Listed entries =>

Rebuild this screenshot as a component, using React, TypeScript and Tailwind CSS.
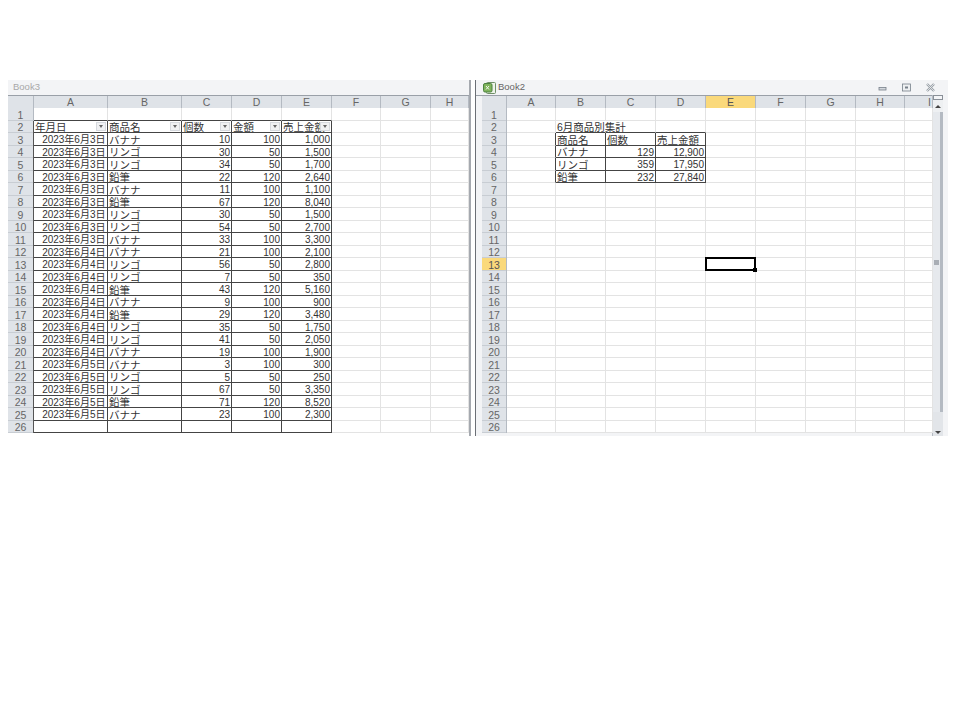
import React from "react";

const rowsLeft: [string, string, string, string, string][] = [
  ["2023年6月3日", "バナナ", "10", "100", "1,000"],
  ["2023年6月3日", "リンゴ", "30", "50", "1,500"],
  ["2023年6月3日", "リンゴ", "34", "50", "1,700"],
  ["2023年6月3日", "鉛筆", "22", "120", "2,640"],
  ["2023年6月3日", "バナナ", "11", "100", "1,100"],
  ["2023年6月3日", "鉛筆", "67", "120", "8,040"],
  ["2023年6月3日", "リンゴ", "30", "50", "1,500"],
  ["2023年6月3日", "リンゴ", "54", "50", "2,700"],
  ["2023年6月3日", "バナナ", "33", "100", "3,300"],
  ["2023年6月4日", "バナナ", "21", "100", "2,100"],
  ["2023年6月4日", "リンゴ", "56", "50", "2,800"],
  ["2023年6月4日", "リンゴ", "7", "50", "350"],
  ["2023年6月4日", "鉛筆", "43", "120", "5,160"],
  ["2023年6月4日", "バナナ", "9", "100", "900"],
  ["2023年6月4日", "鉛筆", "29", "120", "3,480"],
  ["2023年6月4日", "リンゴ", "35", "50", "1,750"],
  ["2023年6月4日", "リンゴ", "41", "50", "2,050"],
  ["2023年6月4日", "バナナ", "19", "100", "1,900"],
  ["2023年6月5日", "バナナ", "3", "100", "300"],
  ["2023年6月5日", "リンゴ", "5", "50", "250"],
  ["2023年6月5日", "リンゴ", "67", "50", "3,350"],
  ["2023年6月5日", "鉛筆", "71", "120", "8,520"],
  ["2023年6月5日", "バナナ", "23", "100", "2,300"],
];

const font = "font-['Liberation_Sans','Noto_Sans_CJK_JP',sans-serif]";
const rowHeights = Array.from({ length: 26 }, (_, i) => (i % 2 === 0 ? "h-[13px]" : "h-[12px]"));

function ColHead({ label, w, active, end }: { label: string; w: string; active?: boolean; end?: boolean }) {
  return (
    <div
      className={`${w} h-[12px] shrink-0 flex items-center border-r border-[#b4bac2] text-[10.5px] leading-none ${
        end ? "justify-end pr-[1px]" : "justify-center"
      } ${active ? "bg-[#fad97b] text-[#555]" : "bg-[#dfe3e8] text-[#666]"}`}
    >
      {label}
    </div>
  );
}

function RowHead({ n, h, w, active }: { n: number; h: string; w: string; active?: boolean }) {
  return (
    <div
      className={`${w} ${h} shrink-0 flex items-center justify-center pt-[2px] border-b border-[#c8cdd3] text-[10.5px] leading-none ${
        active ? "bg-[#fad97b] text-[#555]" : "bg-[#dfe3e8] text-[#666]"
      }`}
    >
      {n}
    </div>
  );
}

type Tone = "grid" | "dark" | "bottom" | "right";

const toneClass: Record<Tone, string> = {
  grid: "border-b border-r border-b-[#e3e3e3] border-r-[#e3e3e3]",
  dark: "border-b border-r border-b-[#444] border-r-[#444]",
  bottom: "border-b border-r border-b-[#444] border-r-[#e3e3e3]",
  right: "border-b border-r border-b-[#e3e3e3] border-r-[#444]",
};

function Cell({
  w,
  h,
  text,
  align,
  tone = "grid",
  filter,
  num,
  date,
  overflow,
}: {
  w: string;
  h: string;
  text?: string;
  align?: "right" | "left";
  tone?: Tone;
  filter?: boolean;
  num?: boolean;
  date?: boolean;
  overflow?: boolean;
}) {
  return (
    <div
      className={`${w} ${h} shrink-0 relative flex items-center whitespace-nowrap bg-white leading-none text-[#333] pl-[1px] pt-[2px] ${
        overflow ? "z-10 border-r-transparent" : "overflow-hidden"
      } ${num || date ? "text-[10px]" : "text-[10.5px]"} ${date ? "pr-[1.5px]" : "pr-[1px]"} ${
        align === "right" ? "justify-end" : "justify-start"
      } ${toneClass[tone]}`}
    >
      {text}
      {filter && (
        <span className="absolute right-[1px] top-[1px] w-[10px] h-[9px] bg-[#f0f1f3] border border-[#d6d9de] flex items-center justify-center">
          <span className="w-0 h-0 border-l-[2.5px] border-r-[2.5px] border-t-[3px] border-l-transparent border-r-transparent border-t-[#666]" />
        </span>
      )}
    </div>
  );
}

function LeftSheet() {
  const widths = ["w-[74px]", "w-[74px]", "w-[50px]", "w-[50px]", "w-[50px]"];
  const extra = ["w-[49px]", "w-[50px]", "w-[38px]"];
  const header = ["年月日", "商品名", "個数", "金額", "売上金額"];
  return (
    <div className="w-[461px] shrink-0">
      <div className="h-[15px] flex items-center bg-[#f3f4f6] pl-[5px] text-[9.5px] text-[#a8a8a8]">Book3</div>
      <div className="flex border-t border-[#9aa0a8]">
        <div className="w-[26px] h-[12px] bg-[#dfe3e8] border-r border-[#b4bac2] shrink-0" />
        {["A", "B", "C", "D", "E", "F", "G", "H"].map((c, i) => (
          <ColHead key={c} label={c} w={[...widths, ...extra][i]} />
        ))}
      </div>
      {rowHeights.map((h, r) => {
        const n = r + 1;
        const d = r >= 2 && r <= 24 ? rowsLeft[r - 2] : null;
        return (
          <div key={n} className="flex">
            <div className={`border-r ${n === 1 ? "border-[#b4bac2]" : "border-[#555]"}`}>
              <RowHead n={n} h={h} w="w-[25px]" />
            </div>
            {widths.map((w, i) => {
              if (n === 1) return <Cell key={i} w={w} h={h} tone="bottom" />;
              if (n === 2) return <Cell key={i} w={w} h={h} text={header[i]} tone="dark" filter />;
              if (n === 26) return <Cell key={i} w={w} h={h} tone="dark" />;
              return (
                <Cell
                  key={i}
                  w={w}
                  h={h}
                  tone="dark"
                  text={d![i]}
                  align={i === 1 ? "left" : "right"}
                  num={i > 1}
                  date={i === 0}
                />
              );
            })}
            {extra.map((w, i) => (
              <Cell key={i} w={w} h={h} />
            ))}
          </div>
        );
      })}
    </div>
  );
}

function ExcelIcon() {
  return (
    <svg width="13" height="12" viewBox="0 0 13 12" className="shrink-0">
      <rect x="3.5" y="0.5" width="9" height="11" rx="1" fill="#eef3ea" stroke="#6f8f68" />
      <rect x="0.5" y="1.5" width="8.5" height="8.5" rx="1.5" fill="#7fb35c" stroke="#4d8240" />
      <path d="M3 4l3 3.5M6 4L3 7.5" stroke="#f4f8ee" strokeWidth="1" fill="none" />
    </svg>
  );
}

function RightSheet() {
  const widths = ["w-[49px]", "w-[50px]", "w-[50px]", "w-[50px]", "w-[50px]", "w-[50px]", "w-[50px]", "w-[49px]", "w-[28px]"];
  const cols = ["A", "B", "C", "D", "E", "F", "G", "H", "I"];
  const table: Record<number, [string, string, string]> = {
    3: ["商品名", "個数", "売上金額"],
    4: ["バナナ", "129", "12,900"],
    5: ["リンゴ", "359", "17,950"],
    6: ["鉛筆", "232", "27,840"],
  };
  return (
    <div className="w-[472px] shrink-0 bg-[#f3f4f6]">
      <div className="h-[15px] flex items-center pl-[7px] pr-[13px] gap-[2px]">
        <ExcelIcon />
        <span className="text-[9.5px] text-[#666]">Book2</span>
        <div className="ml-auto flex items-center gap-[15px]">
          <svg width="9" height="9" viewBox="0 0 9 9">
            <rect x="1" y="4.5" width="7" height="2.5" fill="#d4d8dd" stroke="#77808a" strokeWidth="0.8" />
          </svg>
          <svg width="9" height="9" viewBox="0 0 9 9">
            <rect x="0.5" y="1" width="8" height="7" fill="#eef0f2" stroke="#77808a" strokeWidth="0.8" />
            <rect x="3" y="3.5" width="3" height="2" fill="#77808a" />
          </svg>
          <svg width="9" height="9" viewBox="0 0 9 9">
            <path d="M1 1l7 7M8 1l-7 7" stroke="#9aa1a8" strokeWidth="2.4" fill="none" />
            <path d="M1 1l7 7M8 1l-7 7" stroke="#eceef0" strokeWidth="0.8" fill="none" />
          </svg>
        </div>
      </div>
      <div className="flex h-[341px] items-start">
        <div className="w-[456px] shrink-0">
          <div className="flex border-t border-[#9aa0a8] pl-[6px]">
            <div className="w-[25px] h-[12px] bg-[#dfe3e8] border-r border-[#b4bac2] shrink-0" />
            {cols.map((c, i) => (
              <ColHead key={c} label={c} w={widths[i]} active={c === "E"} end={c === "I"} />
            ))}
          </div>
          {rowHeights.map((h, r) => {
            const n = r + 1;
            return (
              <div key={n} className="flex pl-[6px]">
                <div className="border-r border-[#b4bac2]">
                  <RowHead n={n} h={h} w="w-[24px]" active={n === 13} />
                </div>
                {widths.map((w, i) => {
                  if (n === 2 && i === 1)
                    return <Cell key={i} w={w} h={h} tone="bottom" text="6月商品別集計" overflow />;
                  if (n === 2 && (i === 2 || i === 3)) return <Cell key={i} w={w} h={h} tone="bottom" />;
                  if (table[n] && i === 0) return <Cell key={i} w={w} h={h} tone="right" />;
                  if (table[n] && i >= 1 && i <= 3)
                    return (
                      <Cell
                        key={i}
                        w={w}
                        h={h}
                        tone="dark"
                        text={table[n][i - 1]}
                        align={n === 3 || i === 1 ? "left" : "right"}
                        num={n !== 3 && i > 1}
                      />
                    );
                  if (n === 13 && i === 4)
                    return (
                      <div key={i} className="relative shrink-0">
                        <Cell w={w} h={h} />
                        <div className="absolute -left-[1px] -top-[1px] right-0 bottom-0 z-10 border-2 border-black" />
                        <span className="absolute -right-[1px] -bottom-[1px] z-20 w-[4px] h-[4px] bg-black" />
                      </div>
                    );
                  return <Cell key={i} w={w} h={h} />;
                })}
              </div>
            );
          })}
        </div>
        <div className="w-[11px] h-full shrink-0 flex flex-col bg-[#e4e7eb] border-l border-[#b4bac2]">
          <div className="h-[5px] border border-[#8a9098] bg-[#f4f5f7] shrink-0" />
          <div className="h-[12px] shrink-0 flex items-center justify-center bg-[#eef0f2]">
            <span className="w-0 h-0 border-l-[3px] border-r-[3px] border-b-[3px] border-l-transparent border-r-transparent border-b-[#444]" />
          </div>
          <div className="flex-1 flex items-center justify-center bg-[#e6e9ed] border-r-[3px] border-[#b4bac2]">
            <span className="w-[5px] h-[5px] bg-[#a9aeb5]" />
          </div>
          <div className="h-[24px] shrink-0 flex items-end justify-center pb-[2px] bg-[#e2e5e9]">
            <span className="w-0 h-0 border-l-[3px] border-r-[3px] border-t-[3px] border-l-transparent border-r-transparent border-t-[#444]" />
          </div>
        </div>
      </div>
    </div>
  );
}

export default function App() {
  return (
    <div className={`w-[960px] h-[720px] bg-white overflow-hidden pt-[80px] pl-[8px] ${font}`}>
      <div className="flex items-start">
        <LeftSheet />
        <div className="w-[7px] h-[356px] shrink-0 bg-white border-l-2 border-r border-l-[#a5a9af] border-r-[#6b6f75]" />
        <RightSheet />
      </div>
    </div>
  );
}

--

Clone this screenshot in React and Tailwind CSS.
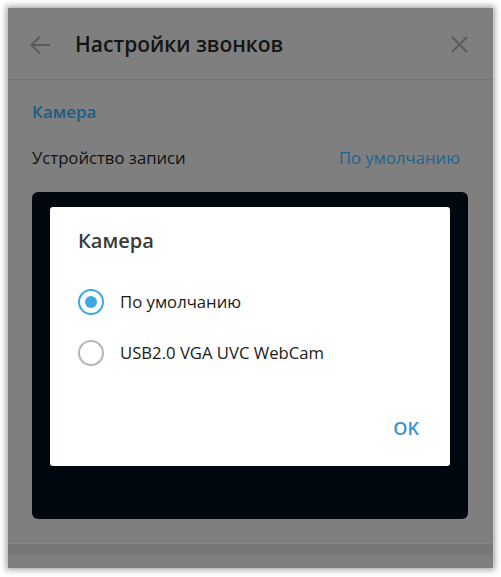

...

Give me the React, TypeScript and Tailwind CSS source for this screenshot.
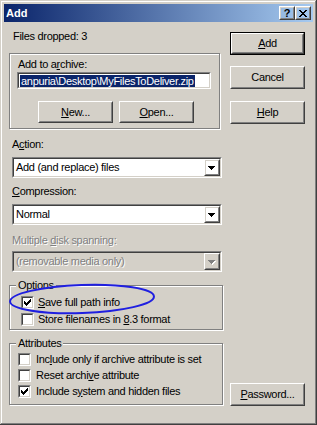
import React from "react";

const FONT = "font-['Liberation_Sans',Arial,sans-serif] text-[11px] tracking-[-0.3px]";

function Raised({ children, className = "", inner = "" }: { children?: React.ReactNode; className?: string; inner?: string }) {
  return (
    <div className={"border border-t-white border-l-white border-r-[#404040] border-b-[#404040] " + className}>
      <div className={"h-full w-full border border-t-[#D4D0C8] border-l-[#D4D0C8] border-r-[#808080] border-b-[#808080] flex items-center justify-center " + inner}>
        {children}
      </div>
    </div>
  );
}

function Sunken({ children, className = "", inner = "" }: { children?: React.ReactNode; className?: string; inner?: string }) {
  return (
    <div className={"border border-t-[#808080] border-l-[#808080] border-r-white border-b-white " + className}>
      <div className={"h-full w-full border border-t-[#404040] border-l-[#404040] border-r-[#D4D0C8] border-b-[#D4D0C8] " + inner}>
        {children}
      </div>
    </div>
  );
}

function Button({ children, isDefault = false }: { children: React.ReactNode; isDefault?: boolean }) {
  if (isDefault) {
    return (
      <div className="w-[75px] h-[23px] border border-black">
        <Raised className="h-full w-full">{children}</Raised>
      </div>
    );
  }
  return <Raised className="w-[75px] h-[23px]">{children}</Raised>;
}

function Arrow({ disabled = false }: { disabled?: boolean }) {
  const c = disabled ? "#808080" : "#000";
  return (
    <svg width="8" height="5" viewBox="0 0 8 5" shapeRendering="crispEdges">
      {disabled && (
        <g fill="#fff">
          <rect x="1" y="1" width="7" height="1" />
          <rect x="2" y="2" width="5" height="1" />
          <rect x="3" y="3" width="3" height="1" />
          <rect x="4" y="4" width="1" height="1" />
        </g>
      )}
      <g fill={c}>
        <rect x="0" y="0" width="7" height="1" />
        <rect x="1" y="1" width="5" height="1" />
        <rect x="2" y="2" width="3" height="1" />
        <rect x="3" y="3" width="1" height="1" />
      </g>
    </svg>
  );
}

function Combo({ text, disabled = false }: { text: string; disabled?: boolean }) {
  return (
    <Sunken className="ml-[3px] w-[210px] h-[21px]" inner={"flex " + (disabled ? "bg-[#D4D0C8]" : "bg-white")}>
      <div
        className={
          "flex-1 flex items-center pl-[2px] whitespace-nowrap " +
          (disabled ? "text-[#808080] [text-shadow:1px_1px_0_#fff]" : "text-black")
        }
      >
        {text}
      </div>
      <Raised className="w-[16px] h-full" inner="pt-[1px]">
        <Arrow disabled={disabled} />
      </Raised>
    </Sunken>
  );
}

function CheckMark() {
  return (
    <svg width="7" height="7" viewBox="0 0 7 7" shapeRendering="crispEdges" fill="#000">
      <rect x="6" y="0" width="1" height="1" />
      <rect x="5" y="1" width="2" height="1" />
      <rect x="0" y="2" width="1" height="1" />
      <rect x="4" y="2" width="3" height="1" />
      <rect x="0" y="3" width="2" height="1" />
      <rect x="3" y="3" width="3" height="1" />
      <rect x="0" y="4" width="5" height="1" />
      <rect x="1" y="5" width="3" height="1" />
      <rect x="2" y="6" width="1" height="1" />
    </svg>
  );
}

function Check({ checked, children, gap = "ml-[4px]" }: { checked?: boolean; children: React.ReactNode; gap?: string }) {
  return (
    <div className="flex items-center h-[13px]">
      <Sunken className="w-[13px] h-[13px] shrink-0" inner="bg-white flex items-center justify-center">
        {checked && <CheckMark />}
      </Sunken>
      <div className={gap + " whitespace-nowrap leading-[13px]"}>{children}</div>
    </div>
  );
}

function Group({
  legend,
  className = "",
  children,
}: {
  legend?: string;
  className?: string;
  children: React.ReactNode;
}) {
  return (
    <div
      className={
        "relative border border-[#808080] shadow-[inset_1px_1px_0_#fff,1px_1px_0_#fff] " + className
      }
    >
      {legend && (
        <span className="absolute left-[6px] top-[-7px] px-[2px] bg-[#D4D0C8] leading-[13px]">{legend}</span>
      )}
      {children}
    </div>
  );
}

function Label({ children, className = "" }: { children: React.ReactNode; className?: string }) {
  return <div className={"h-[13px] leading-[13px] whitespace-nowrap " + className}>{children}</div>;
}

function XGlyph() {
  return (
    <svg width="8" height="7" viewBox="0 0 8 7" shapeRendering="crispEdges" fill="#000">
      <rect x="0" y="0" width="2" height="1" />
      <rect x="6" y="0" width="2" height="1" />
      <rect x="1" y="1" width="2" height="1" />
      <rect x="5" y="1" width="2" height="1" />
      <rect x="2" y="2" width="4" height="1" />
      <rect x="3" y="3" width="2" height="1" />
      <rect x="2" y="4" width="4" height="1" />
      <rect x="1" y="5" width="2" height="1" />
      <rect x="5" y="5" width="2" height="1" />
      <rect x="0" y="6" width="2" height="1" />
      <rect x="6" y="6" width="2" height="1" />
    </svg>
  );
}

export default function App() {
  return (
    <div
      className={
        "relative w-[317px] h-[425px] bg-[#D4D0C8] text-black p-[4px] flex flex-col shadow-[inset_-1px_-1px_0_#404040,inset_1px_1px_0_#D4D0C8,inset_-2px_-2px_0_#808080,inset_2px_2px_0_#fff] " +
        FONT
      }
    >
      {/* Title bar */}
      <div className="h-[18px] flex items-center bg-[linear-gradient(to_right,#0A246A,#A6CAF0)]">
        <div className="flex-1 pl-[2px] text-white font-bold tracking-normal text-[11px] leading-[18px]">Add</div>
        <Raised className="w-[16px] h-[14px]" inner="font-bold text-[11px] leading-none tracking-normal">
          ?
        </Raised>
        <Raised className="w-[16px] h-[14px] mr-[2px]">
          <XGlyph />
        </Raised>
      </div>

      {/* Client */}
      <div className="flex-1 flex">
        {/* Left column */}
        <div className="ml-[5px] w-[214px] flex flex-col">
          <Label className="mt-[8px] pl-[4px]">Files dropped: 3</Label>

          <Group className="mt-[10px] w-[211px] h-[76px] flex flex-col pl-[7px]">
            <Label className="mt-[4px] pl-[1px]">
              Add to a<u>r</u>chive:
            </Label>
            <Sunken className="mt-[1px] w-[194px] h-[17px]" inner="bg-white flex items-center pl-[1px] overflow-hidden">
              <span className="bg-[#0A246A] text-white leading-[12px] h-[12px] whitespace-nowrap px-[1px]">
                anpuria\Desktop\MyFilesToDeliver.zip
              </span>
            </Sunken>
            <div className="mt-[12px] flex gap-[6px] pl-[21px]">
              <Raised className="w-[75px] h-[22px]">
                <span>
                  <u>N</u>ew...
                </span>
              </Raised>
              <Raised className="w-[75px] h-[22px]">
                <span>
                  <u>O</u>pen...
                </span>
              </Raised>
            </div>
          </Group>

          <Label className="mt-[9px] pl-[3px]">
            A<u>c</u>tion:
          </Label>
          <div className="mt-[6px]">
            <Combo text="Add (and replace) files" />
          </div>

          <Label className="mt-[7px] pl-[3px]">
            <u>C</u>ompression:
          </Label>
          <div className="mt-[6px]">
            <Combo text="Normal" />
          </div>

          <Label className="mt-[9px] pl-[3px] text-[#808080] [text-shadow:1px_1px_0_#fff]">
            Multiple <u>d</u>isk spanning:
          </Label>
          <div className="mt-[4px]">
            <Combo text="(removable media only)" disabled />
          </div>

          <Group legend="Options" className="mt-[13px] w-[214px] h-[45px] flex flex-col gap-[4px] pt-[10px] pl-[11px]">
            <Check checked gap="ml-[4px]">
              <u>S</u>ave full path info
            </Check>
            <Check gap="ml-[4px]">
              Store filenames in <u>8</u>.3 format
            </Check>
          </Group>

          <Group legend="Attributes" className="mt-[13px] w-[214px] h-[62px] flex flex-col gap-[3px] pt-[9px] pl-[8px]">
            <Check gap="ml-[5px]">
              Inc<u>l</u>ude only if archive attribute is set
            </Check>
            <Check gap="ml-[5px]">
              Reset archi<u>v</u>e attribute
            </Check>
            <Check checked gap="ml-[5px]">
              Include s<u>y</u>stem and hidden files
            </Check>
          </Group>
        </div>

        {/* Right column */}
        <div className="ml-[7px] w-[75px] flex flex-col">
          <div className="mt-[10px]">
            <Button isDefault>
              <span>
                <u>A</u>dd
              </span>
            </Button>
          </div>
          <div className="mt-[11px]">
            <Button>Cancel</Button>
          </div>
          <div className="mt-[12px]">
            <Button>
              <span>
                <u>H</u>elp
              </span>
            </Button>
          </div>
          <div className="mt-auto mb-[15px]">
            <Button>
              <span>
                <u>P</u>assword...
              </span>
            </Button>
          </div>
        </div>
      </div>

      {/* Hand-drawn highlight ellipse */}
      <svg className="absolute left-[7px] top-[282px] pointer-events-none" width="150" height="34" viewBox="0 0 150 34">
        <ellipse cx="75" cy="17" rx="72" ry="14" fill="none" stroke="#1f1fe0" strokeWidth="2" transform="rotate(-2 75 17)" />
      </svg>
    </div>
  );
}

Request => Find each line holding the string "screenshot" and copy it out.

Expected answer =>
Rebuild this screenshot as a component, using React, TypeScript and Tailwind CSS.
Clone this screenshot in React and Tailwind CSS.
Give me the React, TypeScript and Tailwind CSS source for this screenshot.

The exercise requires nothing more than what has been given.